#### Problem statement:
Copy out each line containing "index" from the entries below.
====== Dataset rows
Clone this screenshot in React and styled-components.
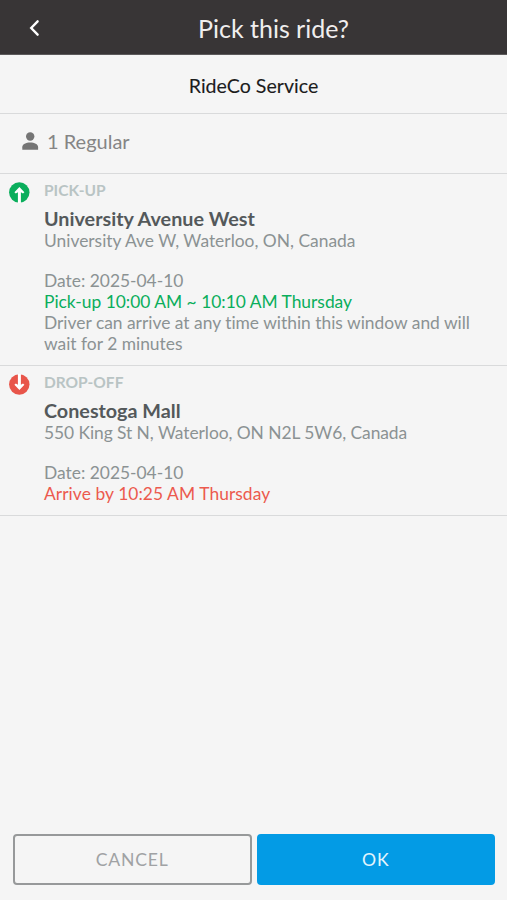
import React from "react";
import styled, { createGlobalStyle } from "styled-components";

const GlobalStyle = createGlobalStyle`
  * {
    box-sizing: border-box;
  }
  body {
    margin: 0;
    background: #f5f5f5;
    font-family: Lato, "Liberation Sans", sans-serif;
    font-variant-ligatures: none;
    color: #8b9293;
  }
`;

const Screen = styled.div`
  display: flex;
  flex-direction: column;
  width: 100%;
  height: 100vh;
`;

const Header = styled.header`
  display: grid;
  grid-template-columns: 40px 1fr;
  align-items: center;
  height: 55px;
  border-bottom: 1px solid #5c5a5b;
  background: #383536;
  color: #f0eeee;
`;

const BackButton = styled.button`
  display: flex;
  padding: 1px 0 0 29px;
  border: 0;
  background: none;
  color: #fff;
`;

const Title = styled.h1`
  margin: 2px 0 0;
  text-align: center;
  font-size: 25px;
  font-weight: 400;
  line-height: 30px;
`;

const Service = styled.div`
  display: flex;
  align-items: center;
  justify-content: center;
  height: 59px;
  padding-top: 3px;
  border-bottom: 1px solid #d9dadb;
  font-size: 19.6px;
  color: #1c1c1c;
  -webkit-text-stroke: 0.1px #1c1c1c;
`;

const Passengers = styled.div`
  display: flex;
  align-items: center;
  gap: 8px;
  height: 60px;
  padding: 0 22px 5px;
  border-bottom: 1px solid #d9dadb;
  font-size: 20px;
  color: #858585;
`;

const Stop = styled.section`
  display: flex;
  height: ${props => props.height};
  padding: 6px 9px 0;
  border-bottom: 1px solid #d9dadb;
`;

const StopIcon = styled.div`
  width: 35px;
  padding-top: 2px;
`;

const StopBody = styled.div`
  flex: 1;
  font-size: 17.4px;
  line-height: 21px;
`;

const StopLabel = styled.div`
  height: 27px;
  font-size: 15.5px;
  font-weight: 700;
  color: #b9c4c4;
`;

const Place = styled.h2`
  margin: 0;
  font-size: 19.75px;
  font-weight: 700;
  line-height: 23px;
  color: #54595b;
`;

const Address = styled.div`
  margin-bottom: 19px;
  letter-spacing: ${props => props.spacing || "normal"};
`;

const Time = styled.div`
  color: ${props => props.color};
  letter-spacing: ${props => props.spacing || "normal"};
`;

const Footer = styled.footer`
  display: flex;
  gap: 5px;
  margin-top: auto;
  padding: 0 12px 15px 13px;
`;

const Button = styled.button`
  flex: 1;
  height: 51px;
  padding: 0;
  border: 2px solid ${props => (props.primary ? "#039be5" : "#97999a")};
  border-radius: 4px;
  background: ${props => (props.primary ? "#039be5" : "transparent")};
  color: ${props => (props.primary ? "#e4f5fd" : "#a0a2a4")};
  font: 400 17.6px Lato, sans-serif;
  letter-spacing: 0.8px;
`;

const ArrowIcon = ({ color, down }) => (
  <svg width="21" height="21" viewBox="0 0 21 21">
    <circle cx="10.3" cy="10.5" r="10.2" fill={color} />
    <g transform={down ? "rotate(180 10.4 10.5)" : undefined} fill="#fff">
      <path d="M8.9 21V10.2L6.8 11.6L5.4 10.2L10.4 5L15.4 10.2L14 11.6L11.9 10.2V21Z" />
    </g>
  </svg>
);

const App = () => (
  <>
    <GlobalStyle />
    <Screen>
      <Header>
        <BackButton aria-label="Back">
          <svg width="14" height="22" viewBox="0 0 14 22" fill="none">
            <path
              d="M11 2.5L2.8 11L11 19.5"
              stroke="#fff"
              strokeWidth="3"
              strokeLinecap="round"
            />
          </svg>
        </BackButton>
        <Title>Pick this ride?</Title>
      </Header>
      <Service>RideCo Service</Service>
      <Passengers>
        <svg width="17" height="18" viewBox="0 0 17 18" fill="#757575">
          <circle cx="8.2" cy="4.5" r="4.2" />
          <path d="M0.3 17.7V15.2C0.3 12.3 4 10.6 8.2 10.6S16.1 12.3 16.1 15.2V17.7Z" />
        </svg>
        <span>1 Regular</span>
      </Passengers>
      <Stop height="192px">
        <StopIcon>
          <ArrowIcon color="#0aae5c" />
        </StopIcon>
        <StopBody>
          <StopLabel>PICK-UP</StopLabel>
          <Place>University Avenue West</Place>
          <Address>University Ave W, Waterloo, ON, Canada</Address>
          <div>Date: 2025-04-10</div>
          <Time color="#0aae5c">Pick-up 10:00 AM ~ 10:10 AM Thursday</Time>
          <div>
            Driver can arrive at any time within this window and will wait for 2
            minutes
          </div>
        </StopBody>
      </Stop>
      <Stop height="150px">
        <StopIcon>
          <ArrowIcon color="#e8554a" down />
        </StopIcon>
        <StopBody>
          <StopLabel>DROP-OFF</StopLabel>
          <Place>Conestoga Mall</Place>
          <Address spacing="-0.06px">
            550 King St N, Waterloo, ON N2L 5W6, Canada
          </Address>
          <div>Date: 2025-04-10</div>
          <Time color="#ec5a4e" spacing="0.07px">
            Arrive by 10:25 AM Thursday
          </Time>
        </StopBody>
      </Stop>
      <Footer>
        <Button>CANCEL</Button>
        <Button primary>OK</Button>
      </Footer>
    </Screen>
  </>
);

export default App;
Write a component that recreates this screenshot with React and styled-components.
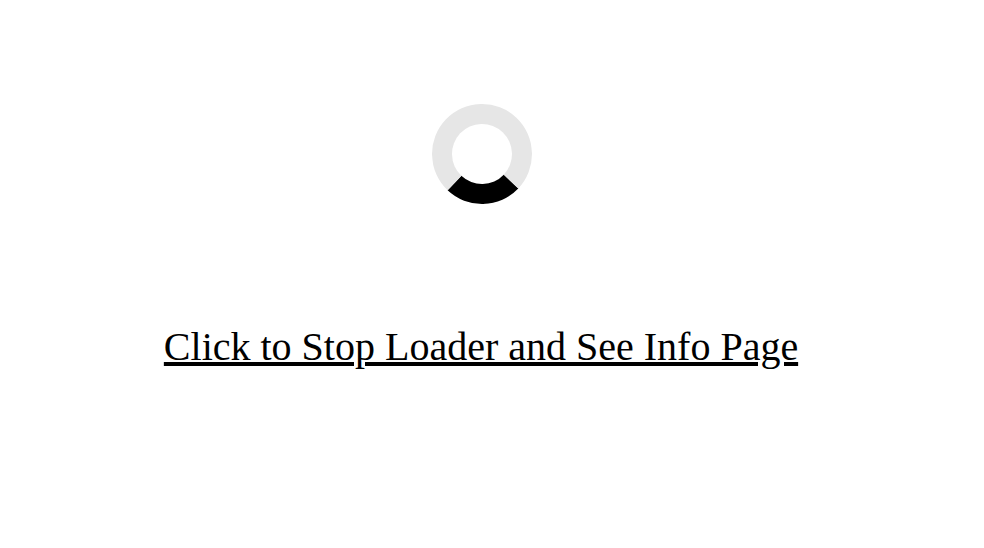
import React from "react";
import styled, { createGlobalStyle } from "styled-components";

const GlobalStyle = createGlobalStyle`
  body {
    margin: 0;
    background: #fff;
    overflow: hidden;
  }
`;

const Page = styled.main`
  display: flex;
  flex-direction: column;
  align-items: center;
  box-sizing: border-box;
  width: 962px;
  height: 548px;
  padding-top: 104px;
`;

const Spinner = styled.div`
  box-sizing: border-box;
  width: 100px;
  height: 100px;
  margin-left: 2px;
  border: 20px solid #e6e6e6;
  border-bottom-color: #000;
  border-radius: 50%;
  transform: rotate(-1.5deg);
`;

const StopLink = styled.a`
  margin-top: 120px;
  color: #000;
  font: 40px/46px "Liberation Serif", "Times New Roman", serif;
  text-decoration: underline;
  text-decoration-thickness: 4px;
  white-space: nowrap;
  cursor: pointer;
`;

export default function App() {
  return (
    <>
      <GlobalStyle />
      <Page>
        <Spinner role="status" aria-label="Loading" />
        <StopLink>Click to Stop Loader and See Info Page</StopLink>
      </Page>
    </>
  );
}
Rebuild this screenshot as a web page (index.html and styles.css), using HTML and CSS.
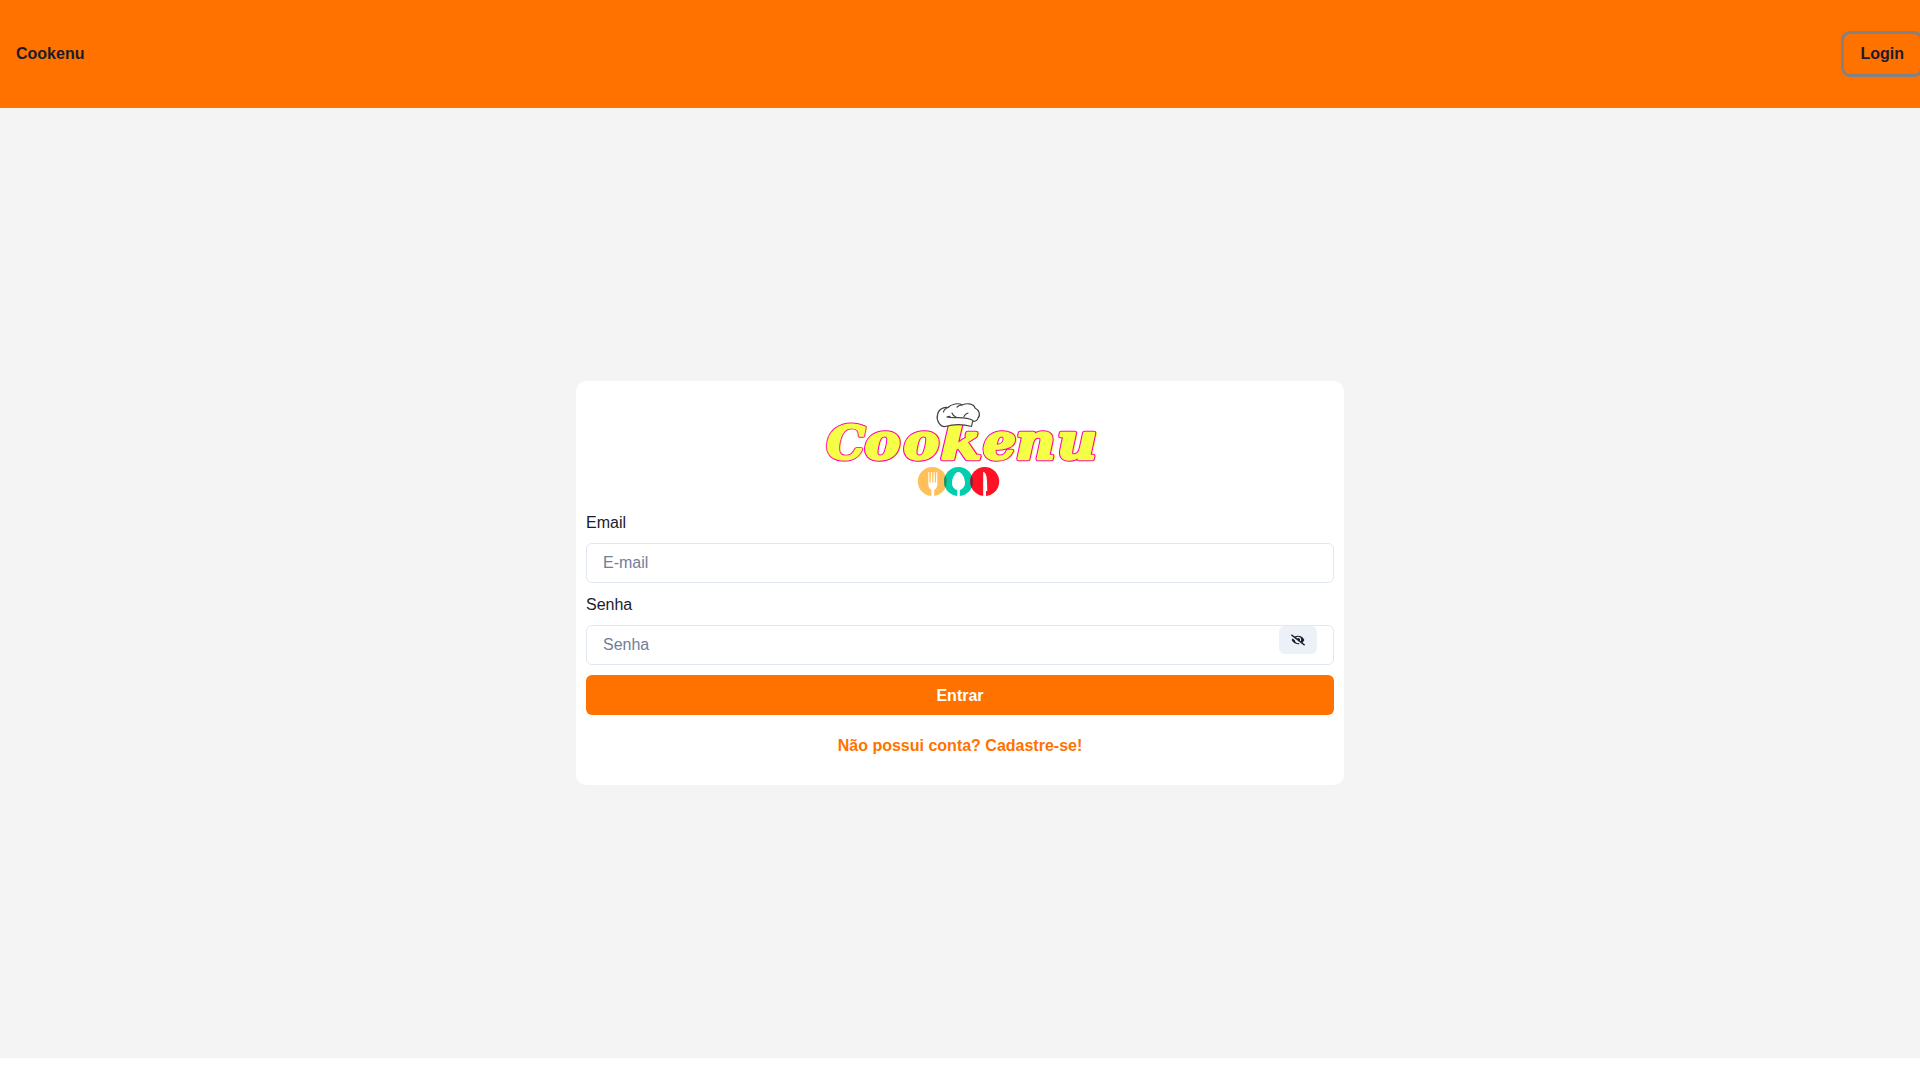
FILE: index.html
```html
<!DOCTYPE html>
<html lang="pt-BR">
<head>
<meta charset="utf-8">
<title>Cookenu</title>
<link rel="stylesheet" href="styles.css">
</head>
<body>
<header class="header">
  <button class="nav-button" type="button">Cookenu</button>
  <button class="nav-button nav-button--focus" type="button">Login</button>
</header>
<main class="main">
  <form class="card">
    <svg class="logo" width="300" height="100" viewBox="0 0 300 100" role="img" aria-label="Cookenu">
      <defs>
        <g id="letters">
          <text transform="translate(16.500 57.700) scale(.95 .93)">C</text>
          <text transform="translate(54.500 57.700) scale(1.050 1)">o</text>
          <text transform="translate(93.500 57.700) scale(1.050 1)">o</text>
          <text transform="translate(130.500 57.700) scale(1.170 1)">k</text>
          <text transform="translate(173 57.700) scale(1.020 1)">e</text>
          <text transform="translate(205.500 57.700) scale(1.080 1)">n</text>
          <text transform="translate(247 57.700) scale(1.080 1)">u</text>
        </g>
      </defs>
      <use class="wordmark wordmark--halo" href="#letters" x="1" y="0.5"/>
      <use class="wordmark wordmark--edge" href="#letters"/>
      <use class="wordmark wordmark--fill" href="#letters"/>
      <g class="hat">
        <path d="M135 25.500C130 26 126 19 127.500 14C128 9 133 5.500 138 6.500C141 3 149 1.500 152 4C158 1.500 164 3 165 7C169 9 171 14 168 17C167.500 20 165 20.500 162.500 20.500L161.500 25.500C153 23 144 23 135 25.500Z"/>
        <path d="M137 16C144 18 155 14.500 163 19.500M142 12Q143 15 146 16M158 12Q155 13 154 15.500M137 16Q139 15 140 15.500M138 6.500Q134 8 133.500 11M152 4Q149 4 147 6"/>
      </g>
      <g transform="translate(10 0)">
        <circle cx="112.300" cy="80.500" r="14.500" fill="#ffc059"/>
        <circle cx="138.500" cy="80.500" r="14.500" fill="#00cead"/>
        <circle cx="164.700" cy="80.500" r="14.500" fill="#ff1126"/>
        <path d="M125.400 74.300Q128.200 80.500 125.400 86.700Q122.600 80.500 125.400 74.300Z" fill="#308b50"/>
        <path d="M151.600 74.300Q154.400 80.500 151.600 86.700Q148.800 80.500 151.600 74.300Z" fill="#6b2b3c"/>
        <g fill="#fff">
          <path d="M108.300 71H109.300L109.600 81.500H110.700L111 71H112L112.300 81.500H113.300L113.600 71H114.600L114.900 81.500H116L116.300 71H117.300V83Q117.300 87 114.200 89V95.500H111.400V89Q108.300 87 108.300 83Z"/>
          <path d="M138.500 71C142 71 145 77 145 82C145 86 142 88.500 139.800 89V95.500H137.200V89C134.500 88.500 132 86 132 82C132 77 135 71 138.500 71Z"/>
          <path d="M163.200 71Q166.500 71 167 80L167.300 90H166V95.500H163.200Z"/>
        </g>
      </g>
    </svg>
    <div class="field">
      <label class="label" for="email">Email</label>
      <input class="input" id="email" type="email" placeholder="E-mail">
    </div>
    <div class="field">
      <label class="label" for="password">Senha</label>
      <div class="input-group">
        <input class="input" id="password" type="password" placeholder="Senha">
        <button class="reveal" type="button" aria-label="Mostrar senha">
          <svg width="14" height="14" viewBox="0 0 640 512" fill="currentColor"><path d="M320 400c-75.850 0-137.250-58.710-142.900-133.110L72.200 185.820c-13.790 17.300-26.480 35.590-36.720 55.590a32.350 32.350 0 0 0 0 29.190C89.710 376.410 197.070 448 320 448c26.910 0 52.870-4 77.890-10.460L346 397.390a144.130 144.130 0 0 1-26 2.610zm313.820 58.100l-110.550-85.440a331.250 331.250 0 0 0 81.250-102.070 32.350 32.350 0 0 0 0-29.190C550.290 135.590 442.930 64 320 64a308.150 308.150 0 0 0-147.320 37.700L45.460 3.370A16 16 0 0 0 23 6.180L3.370 31.450A16 16 0 0 0 6.180 53.900l588.360 454.730a16 16 0 0 0 22.460-2.810l19.640-25.270a16 16 0 0 0-2.820-22.450zm-183.720-142l-39.300-30.380A94.750 94.750 0 0 0 416 256a94.760 94.760 0 0 0-121.310-92.210A47.650 47.650 0 0 1 304 192a46.640 46.640 0 0 1-1.540 10l-73.610-56.890A142.310 142.310 0 0 1 320 112a143.920 143.920 0 0 1 144 144c0 21.630-5.290 41.790-13.900 60.110z"/></svg>
        </button>
      </div>
    </div>
    <button class="submit" type="button">Entrar</button>
    <button class="signup" type="button">Não possui conta? Cadastre-se!</button>
  </form>
</main>
</body>
</html>
```
FILE: styles.css
```css
*, *::before, *::after {
  box-sizing: border-box;
}

body {
  margin: 0;
  background: #fff;
  color: #1a1c2c;
  font: 16px/24px "Liberation Sans", Arial, sans-serif;
}

button, input {
  margin: 0;
  font: inherit;
  color: inherit;
}

button {
  border: 0;
  border-radius: 6px;
  background: transparent;
  font-weight: 700;
}

.header {
  display: flex;
  align-items: center;
  justify-content: space-between;
  height: 108px;
  background: #ff7200;
  overflow: hidden;
}

.nav-button {
  height: 40px;
  padding: 0 16px;
}

.nav-button--focus {
  box-shadow: 0 0 0 3px #828284;
}

.main {
  display: flex;
  align-items: center;
  justify-content: center;
  height: 950px;
  background: #f4f4f4;
}

.card {
  display: flex;
  flex-direction: column;
  gap: 10px;
  width: 768px;
  padding: 20px 10px;
  border-radius: 10px;
  background: #fff;
}

.logo {
  align-self: center;
  overflow: visible;
}

.wordmark {
  font: italic 700 51px "DejaVu Serif", serif;
  stroke-linejoin: round;
}

.wordmark--halo {
  fill: #f5ff45;
  stroke: #f5ff45;
  stroke-width: 4px;
}

.wordmark--edge {
  fill: #ff00b8;
  stroke: #ff00b8;
  stroke-width: 4.4px;
}

.wordmark--fill {
  fill: #f5ff45;
  stroke: #f5ff45;
  stroke-width: 2.4px;
}

.hat {
  fill: #fff;
  stroke: #45423c;
  stroke-width: 1.2px;
  stroke-linejoin: round;
  stroke-linecap: round;
}

.field {
  display: flex;
  flex-direction: column;
  gap: 8px;
}

.input {
  display: block;
  width: 100%;
  height: 40px;
  padding: 0 16px;
  border: 1px solid #e1e7f1;
  border-radius: 6px;
  background: #fff;
}

.input::placeholder {
  color: #727e99;
  opacity: 1;
}

.input-group {
  position: relative;
}

.reveal {
  position: absolute;
  top: 1px;
  right: 17px;
  display: flex;
  align-items: center;
  justify-content: center;
  width: 38px;
  height: 28px;
  padding: 0;
  background: #ecf0f7;
}

.submit {
  height: 40px;
  padding-top: 2px;
  background: #ff7200;
  color: #fff;
}

.signup {
  align-self: center;
  height: 40px;
  padding-top: 2px;
  color: #ff7200;
}
```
============
#### Worked answer:
Rebuild this screenshot as a web page (index.html and styles.css), using HTML and CSS.
FILE: index.html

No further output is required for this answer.